Factualmente, em véspera da celebração dos cinquenta anos da revolução de abril, dois F’s do antigo regime continuam a ter um desaconselhado nível de promiscuidade com o poder político. Será fácil subentender que, como em todas as relações, a condição de manutenção norteia-se pelas vantagens mútuas. O governo utiliza, assim, instituições que continuam a mexer com o emocional da população para a desconcentrar dos seus problemas sociais, deixando ainda como topping a expectativa de que estas ações poderão ainda fazer parte da solução. Infelizmente, este tipo de manobra política não é só característica deste governo, de outros anteriores também o foi, mas é sobretudo elucidativo perceber que é uma estratégia amplamente utilizada por regimes não-democráticos.

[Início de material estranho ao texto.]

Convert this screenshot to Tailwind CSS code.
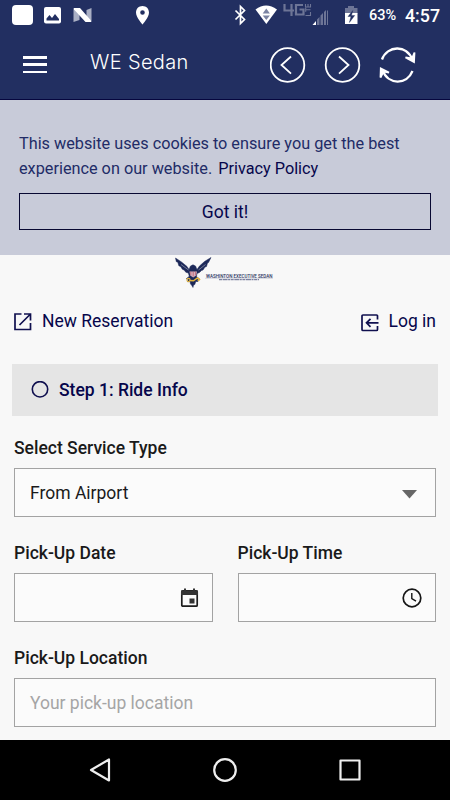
<!DOCTYPE html>
<html lang="en">
<head>
<meta charset="utf-8">
<meta name="viewport" content="width=device-width">
<title>WE Sedan</title>
<script src="https://cdn.jsdelivr.net/npm/@tailwindcss/browser@4"></script>
</head>
<body class="w-[450px] h-[800px] overflow-hidden flex flex-col bg-[#f8f8f8] font-[Roboto,sans-serif] text-[17.500px] leading-[24px] text-[#06064b]">
<header class="h-[100px] shrink-0 bg-[#222f61] border-b border-[#06063e] text-white flex flex-col">
  <!-- status bar -->
  <div class="h-[30px] flex items-center">
    <svg class="w-[225px] h-[30px]" viewBox="0 0 225 30">
      <rect x="12" y="5" width="21" height="20" rx="4" fill="#fff"/>
      <rect x="44" y="7" width="17" height="16.500" rx="2" fill="#fff"/>
      <path d="M46.500 20.500v-2l3-3.500 2.500 3 3-4 4 5v1.500z" fill="#222f61"/>
      <path d="M73.500 8l6 3v9l-6 2zM91.500 8v14l-5-2v-10z" fill="#a9afc4"/>
      <path d="M74 8h6l11 12.500v1.500h-5.500L74 9.500z" fill="#fff"/>
      <path fill-rule="evenodd" d="M142.500 6c-3.800 0-6.500 2.800-6.500 6.500 0 4.800 6.500 12 6.500 12s6.500-7.200 6.500-12c0-3.700-2.700-6.500-6.500-6.500zm0 4.200a2.300 2.300 0 1 1 0 4.600 2.300 2.300 0 0 1 0-4.600z" fill="#fff"/>
    </svg>
    <svg class="w-[140px] h-[30px]" viewBox="225 0 140 30">
      <path d="M235.500 10.500l9 9-4 4V6.500l4 4-9 9" fill="none" stroke="#fff" stroke-width="1.700"/>
      <path d="M255.500 9.500Q266 1.500 277 9.500L266.300 24z" fill="#fff"/>
      <path d="M262.700 13.500l3.600-5 3.600 5zM262.700 15.500h7.200l-3.600 4.500z" fill="#7a83a2"/>
      <path d="M284.500 4v6.500h9.500M291.500 4v12M303 5h-7v9.500h7.500v-5h-4" fill="none" stroke="#6d7596" stroke-width="2.200"/>
      <path d="M305.500 15.500h5v-3.500M305.500 9.800h5M305.700 7.800v4M305.500 4v3h5V4M308 4v3" fill="none" stroke="#6d7596" stroke-width="1.100"/>
      <path d="M312.500 25l3.500-4v4z" fill="#fff"/>
      <path d="M317 19.500l2.500-2.500v8H317zM320.500 15.500l2.500-2.500v12h-2.500zM324 12l2-2v15h-2z" fill="#6d7596"/><path d="M327 10.500h1V25h-1z" fill="#6d7596"/>
      <path d="M345 8h3V6h6v2h3.500v6H345z" fill="#6d7596"/>
      <path d="M345 13h12.500v11H345z" fill="#fff"/>
      <path d="M352.800 10.500l-4.800 6h3l-1.600 6 5.300-7h-3.200z" fill="#222f61" stroke="#222f61" stroke-width=".4"/>
    </svg>
    <span class="w-[35px] pl-[4px] pt-[2px] text-[14.500px] font-medium">63%</span>
    <span class="pl-[5px] pt-[2px] text-[17.800px] font-medium">4:57</span>
  </div>
  <div class="h-[69px] flex items-center pl-[23px]">
    <div class="w-[24px] h-[17px] flex flex-col justify-between shrink-0">
      <div class="h-[2.500px] bg-white"></div><div class="h-[2.500px] bg-white"></div><div class="h-[2.500px] bg-white"></div>
    </div>
    <h1 class="pl-[43px] w-[223px] shrink-0 font-[Inter,sans-serif] font-light text-[20px] tracking-[0.350px] -mt-[5px]">WE Sedan</h1>
    <svg class="w-[150px] h-[40px] shrink-0" viewBox="270 45 150 40" fill="none" stroke="#fff" stroke-width="1.800">
      <circle cx="287.500" cy="65" r="16.800"/><path d="M291 56.500L281.500 65l9.500 8.700"/>
      <circle cx="342.500" cy="65" r="16.800"/><path d="M339 56.500l9.500 8.500-9.500 8.700"/>
      <path d="M382 59.500C387 45.500 407 44 412.500 60" stroke-width="2.300"/>
      <path d="M412.500 71C407 85 388 85.500 382.500 70" stroke-width="2.300"/>
      <path d="M405.500 57.500l8.500 4.500.5-9.500-2.500 6z" fill="#fff"/>
      <path d="M389 72.500L380.800 68.500 380.500 77.500 383.500 71.500z" fill="#fff"/>
    </svg>
  </div>
</header>
<section class="h-[155px] shrink-0 bg-[#c8cbd9] px-[19px] pt-[31px]">
  <p class="whitespace-nowrap text-[16.250px] leading-[25px] text-[#222c67]">This website uses cookies to ensure you get the best<br>experience on our website. <a class="text-[#06064b] pl-[2px]">Privacy Policy</a></p>
  <button class="block mt-[12px] w-[412px] h-[37px] border border-[#080832] text-center">Got it!</button>
</section>
<main class="h-[485px] shrink-0 px-[14px] text-[#1a1a1a]">
  <div class="h-[45px] flex pl-[161px] pt-[2px]">
    <svg class="w-[110px] h-[34px] overflow-visible" viewBox="175 257 110 34">
      <path d="M175.500 258l6 4 5.500 4.500 2 3 1.500-3.500 2.500-1.200 2.500 1.200 1.500 3.500 2.500-3.500 5-4.500 6.500-4-2.500 5-1 .5-1 3.500-1.500.5-2 3-1.500.5-2 2-2.500 1-.5 3 3 2.500-2 .5.500 2-2.200 0-1 3-1.300.5-.5 2.500-1.500-2.500-1-1-.5-2.500-2.500.2.800-2.200-2-.8 3-2.500-1-3.200-2.500-.8-1.500-2-2-1-1.500-2.500-2-1-1-3.500-1.500-.5z" fill="#1c2858" stroke="#1c2858" stroke-width=".5"/>
      <path d="M181 264.500l7.500 5.500M205.500 264.500l-7 5.500" stroke="#f8f8f8" stroke-width=".4"/>
      <path d="M189.500 271.500h7.500l-.8 4-3 2-3-2z" fill="#d3b3c1"/><path d="M190.800 271.500v4M193.200 271.500v5M195.600 271.500v4" stroke="#bd4b5e" stroke-width=".7"/>
      <path d="M189.500 280.500l4 .3 4-2.800 2 1.500-1.500 1.500" fill="none" stroke="#e2b43e" stroke-width="1.500"/><circle cx="188.500" cy="280" r="1.600" fill="none" stroke="#e2b43e" stroke-width="1.100"/>
      <text x="206" y="277.500" font-family="Roboto, sans-serif" font-size="5" font-weight="500" fill="#28305e" textLength="66.500" lengthAdjust="spacingAndGlyphs">WASHINTON EXECUTIVE SEDAN</text>
      <path d="M205 278.300h68" stroke="#9a9fb8" stroke-width=".4"/>
      <path d="M219 279.700h40" stroke="#50577f" stroke-width=".9" stroke-dasharray="3 .6 5 .5 2 .6"/>
    </svg>
  </div>
  <nav class="h-[64px] pt-[9px] flex items-start text-[#06064b]">
    <svg class="w-[18px] h-[18px] mt-[4px] shrink-0" viewBox="0 0 18 18" fill="none" stroke="#10104f" stroke-width="1.700"><path d="M7.500 1H1v15.500h15.500V10M10 1h6.500v6.500M16 1.500L5.500 12"/></svg>
    <a class="pl-[10px]">New Reservation</a>
    <svg class="w-[18px] h-[18px] mt-[5px] ml-auto shrink-0" viewBox="0 0 18 18" fill="none" stroke="#10104f" stroke-width="1.700"><path d="M16.500 5.500V2q0-1-1-1H2Q1 1 1 2v13.500q0 1 1 1h13.500q1 0 1-1V12M17.500 8.800H6M9.500 4.800l-4 4 4 4"/></svg>
    <a class="pl-[10px]">Log in</a>
  </nav>
  <div class="-mx-[2px] w-[426px] h-[52px] bg-[#e5e5e5] flex items-center pl-[19px] text-[#06064b]">
    <svg class="w-[18px] h-[18px]" viewBox="0 0 18 18"><circle cx="9" cy="8.300" r="7.700" fill="none" stroke="#10104f" stroke-width="1.600"/></svg>
    <h2 class="pl-[10px] font-medium">Step 1: Ride Info</h2>
  </div>
  <label class="block h-[52px] pt-[20px] font-medium">Select Service Type</label>
  <div class="h-[49px] w-[422px] border border-[#a3a3a3] bg-[#fbfbfb] flex items-center justify-between pl-[15px] pr-[18px]">
    <span>From Airport</span>
    <svg class="w-[15px] h-[9px] mt-[3px]" viewBox="0 0 15 9"><path d="M0 0h15L7.500 8.500z" fill="#666"/></svg>
  </div>
  <div class="flex gap-[25px] w-[422px]">
    <div class="w-[198.500px]"><label class="block h-[56px] pt-[24px] font-medium">Pick-Up Date</label>
      <div class="h-[49px] border border-[#a3a3a3] bg-[#fbfbfb] flex items-center justify-end pr-[13px]">
        <svg class="w-[19px] h-[20px]" viewBox="0 0 19 20"><rect x="1.800" y="2.800" width="15.400" height="15.400" rx="1" fill="none" stroke="#1d1d1d" stroke-width="1.700"/><path d="M1 2.500h17V7H1zM4 .5h2v3H4zM13 .5h2v3h-2zM9.500 10.500h5v5h-5z" fill="#333"/></svg>
      </div>
    </div>
    <div class="w-[198.500px]"><label class="block h-[56px] pt-[24px] font-medium">Pick-Up Time</label>
      <div class="h-[49px] border border-[#a3a3a3] bg-[#fbfbfb] flex items-center justify-end pr-[13px]">
        <svg class="w-[20px] h-[20px]" viewBox="0 0 20 20" fill="none" stroke="#161616"><circle cx="10" cy="10" r="8.800" stroke-width="1.700"/><path d="M9.800 5v5.600l4.200 2.500" stroke-width="1.400"/></svg>
      </div>
    </div>
  </div>
  <label class="block h-[56px] pt-[24px] font-medium">Pick-Up Location</label>
  <div class="h-[49px] w-[422px] border border-[#a3a3a3] bg-[#fbfbfb] flex items-center pl-[15px] text-[#a5a5a5]">Your pick-up location</div>
</main>
<footer class="h-[60px] shrink-0 bg-black flex items-center justify-center">
  <svg class="w-[275px] h-[30px]" viewBox="88 755 275 30" fill="none" stroke="#eee" stroke-width="2.200" stroke-linejoin="round"><path d="M109 759.500v21L91 770z"/><circle cx="225" cy="770" r="10.800"/><rect x="340.500" y="760.500" width="19" height="19"/></svg>
</footer>
</body>
</html>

Para além de estarmos perante uma gritante demonstração de imaturidade política por parte do governo atual, ao acreditar que este tipo de manobra funciona num regime democrático, com pessoas livres e informadas, parece-me que este sucessivo mediatismo em torno destes eventos é apenas sintomático da atual estagnação da ação política.
Estimados governantes, os direitos não se esquecem, não se diminuem, não se reduzem a palavras e, acima de tudo, não desaparecem com o tempo, nem com a vossa vontade. Mudam-se os tempos, mantêm-se os direitos.